▶ Problem:
Wherever the string "screenshot" occurs in a line of these records, report that line.

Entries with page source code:
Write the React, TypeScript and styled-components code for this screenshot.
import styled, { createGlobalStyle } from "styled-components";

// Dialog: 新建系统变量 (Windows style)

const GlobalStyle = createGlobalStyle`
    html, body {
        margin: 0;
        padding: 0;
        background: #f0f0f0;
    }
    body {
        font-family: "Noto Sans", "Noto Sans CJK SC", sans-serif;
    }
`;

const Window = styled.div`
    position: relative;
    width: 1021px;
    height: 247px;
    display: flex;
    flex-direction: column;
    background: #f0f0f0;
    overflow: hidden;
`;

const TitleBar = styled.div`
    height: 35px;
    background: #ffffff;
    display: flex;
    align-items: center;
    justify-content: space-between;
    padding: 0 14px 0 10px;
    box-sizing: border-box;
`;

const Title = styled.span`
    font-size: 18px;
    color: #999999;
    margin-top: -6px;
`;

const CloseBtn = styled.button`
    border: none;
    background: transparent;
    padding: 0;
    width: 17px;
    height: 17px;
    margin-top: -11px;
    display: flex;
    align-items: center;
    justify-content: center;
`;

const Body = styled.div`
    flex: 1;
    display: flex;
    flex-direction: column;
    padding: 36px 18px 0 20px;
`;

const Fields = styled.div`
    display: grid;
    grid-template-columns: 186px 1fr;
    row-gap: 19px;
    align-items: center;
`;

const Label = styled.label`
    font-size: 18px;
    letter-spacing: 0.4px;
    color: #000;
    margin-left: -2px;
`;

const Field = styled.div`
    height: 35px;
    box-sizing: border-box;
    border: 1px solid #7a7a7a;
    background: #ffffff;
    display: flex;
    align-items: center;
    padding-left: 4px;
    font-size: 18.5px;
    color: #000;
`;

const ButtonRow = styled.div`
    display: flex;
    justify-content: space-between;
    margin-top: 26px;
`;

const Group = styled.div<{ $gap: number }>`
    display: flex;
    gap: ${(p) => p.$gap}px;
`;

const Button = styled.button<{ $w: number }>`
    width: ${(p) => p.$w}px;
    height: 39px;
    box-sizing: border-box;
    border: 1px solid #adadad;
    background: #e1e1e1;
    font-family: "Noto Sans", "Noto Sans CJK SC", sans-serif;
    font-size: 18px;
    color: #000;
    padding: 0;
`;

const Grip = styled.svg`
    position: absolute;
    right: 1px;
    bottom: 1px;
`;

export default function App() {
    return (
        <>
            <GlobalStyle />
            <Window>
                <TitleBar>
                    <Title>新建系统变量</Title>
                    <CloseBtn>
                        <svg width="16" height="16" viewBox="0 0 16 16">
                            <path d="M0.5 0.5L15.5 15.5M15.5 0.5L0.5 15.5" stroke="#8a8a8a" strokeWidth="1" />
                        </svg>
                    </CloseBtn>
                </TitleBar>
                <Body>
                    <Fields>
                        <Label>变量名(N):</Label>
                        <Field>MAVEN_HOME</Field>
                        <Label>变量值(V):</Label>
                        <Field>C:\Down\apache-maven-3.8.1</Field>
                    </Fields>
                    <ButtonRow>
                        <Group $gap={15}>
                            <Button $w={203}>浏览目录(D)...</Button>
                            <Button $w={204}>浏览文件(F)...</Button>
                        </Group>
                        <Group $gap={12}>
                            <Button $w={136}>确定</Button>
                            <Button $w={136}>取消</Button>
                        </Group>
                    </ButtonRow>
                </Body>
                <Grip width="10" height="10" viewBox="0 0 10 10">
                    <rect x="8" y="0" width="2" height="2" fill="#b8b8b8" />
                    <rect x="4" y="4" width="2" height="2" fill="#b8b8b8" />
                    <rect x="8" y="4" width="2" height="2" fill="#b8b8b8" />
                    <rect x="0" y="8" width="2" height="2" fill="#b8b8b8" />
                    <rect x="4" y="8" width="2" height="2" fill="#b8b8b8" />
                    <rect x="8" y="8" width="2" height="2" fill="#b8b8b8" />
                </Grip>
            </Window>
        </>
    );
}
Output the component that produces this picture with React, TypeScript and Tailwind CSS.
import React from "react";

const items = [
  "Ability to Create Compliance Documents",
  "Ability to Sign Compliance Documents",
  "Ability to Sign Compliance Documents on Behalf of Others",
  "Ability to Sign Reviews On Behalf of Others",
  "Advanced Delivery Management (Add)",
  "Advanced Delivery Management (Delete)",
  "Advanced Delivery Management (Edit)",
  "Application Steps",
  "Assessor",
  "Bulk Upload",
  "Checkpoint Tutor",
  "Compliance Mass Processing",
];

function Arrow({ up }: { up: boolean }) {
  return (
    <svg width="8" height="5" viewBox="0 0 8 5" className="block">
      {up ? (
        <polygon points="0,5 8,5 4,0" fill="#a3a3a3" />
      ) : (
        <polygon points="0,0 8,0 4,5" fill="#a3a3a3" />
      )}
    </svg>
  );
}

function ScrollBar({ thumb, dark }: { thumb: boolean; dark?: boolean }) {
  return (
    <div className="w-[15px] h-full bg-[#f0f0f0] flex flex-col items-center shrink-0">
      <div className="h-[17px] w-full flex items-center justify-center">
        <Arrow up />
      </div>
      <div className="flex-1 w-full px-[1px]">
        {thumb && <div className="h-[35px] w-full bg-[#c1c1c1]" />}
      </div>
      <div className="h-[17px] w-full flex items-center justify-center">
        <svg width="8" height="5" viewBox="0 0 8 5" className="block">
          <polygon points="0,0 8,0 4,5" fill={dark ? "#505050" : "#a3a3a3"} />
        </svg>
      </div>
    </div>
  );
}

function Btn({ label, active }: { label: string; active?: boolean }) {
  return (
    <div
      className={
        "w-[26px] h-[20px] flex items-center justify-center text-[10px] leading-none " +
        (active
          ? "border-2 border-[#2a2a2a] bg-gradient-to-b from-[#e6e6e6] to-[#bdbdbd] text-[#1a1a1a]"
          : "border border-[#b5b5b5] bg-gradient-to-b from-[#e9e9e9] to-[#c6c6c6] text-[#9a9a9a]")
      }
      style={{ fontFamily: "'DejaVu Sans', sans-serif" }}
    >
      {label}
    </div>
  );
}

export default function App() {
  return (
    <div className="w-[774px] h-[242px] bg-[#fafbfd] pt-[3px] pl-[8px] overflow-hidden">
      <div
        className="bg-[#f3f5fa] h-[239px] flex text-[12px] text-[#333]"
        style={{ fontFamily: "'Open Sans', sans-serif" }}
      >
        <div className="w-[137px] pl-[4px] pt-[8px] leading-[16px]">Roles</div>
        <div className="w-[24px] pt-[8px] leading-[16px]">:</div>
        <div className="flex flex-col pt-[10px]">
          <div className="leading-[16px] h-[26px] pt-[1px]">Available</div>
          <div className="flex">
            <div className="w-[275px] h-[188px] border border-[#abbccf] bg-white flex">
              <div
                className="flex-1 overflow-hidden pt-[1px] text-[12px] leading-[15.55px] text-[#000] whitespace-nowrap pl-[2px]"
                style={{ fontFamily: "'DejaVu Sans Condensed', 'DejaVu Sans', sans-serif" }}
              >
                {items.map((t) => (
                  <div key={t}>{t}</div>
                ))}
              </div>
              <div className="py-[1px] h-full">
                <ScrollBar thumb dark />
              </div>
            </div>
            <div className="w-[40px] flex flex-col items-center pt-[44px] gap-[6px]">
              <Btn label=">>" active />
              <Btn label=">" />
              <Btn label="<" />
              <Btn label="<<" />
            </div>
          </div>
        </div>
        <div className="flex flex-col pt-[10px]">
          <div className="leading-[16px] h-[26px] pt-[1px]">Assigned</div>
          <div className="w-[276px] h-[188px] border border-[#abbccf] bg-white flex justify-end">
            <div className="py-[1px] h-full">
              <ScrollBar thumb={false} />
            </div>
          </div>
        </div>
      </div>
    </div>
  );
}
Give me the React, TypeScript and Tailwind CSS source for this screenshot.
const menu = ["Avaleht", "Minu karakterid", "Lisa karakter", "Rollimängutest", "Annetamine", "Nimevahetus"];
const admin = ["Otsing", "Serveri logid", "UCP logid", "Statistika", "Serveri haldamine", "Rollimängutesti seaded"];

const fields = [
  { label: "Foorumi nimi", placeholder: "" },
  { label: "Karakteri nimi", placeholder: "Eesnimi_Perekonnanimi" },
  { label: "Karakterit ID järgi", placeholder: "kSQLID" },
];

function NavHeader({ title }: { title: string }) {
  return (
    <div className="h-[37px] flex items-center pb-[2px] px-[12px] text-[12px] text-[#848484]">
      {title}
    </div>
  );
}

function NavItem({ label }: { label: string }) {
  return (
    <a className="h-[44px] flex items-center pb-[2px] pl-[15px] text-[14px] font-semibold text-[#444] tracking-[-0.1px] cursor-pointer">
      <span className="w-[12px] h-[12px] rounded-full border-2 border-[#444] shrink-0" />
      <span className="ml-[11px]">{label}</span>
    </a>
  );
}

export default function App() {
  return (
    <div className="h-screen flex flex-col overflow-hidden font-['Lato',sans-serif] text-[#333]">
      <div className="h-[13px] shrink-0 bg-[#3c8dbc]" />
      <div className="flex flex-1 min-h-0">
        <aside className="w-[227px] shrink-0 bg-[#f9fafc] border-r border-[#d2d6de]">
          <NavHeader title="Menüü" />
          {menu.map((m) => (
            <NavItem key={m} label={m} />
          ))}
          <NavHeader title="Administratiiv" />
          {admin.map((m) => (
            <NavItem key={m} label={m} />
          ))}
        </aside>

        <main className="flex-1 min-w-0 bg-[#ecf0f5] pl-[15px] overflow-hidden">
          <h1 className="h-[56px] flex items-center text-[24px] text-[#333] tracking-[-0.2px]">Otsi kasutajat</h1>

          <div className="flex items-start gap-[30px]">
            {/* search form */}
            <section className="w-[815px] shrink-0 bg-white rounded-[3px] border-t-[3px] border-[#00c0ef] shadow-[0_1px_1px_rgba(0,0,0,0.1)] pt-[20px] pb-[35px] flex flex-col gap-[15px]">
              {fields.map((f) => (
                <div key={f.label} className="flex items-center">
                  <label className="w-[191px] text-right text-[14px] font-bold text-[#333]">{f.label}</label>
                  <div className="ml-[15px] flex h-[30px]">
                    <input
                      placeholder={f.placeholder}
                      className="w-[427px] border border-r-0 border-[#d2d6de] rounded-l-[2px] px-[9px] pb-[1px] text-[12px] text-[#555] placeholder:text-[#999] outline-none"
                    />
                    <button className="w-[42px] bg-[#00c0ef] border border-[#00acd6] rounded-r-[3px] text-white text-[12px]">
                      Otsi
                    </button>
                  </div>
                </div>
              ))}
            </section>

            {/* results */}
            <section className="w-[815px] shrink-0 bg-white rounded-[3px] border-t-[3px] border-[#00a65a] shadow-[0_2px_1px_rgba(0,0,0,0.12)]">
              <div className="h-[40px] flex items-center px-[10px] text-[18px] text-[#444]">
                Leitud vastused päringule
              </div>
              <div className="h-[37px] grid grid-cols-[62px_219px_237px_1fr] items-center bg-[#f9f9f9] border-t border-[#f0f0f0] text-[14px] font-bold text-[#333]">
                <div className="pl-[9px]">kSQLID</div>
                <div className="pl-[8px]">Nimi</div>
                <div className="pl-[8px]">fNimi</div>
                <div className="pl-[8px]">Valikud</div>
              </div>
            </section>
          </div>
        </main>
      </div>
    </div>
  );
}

▶ Answer to this task:
Write the React, TypeScript and styled-components code for this screenshot.
Give me the React, TypeScript and Tailwind CSS source for this screenshot.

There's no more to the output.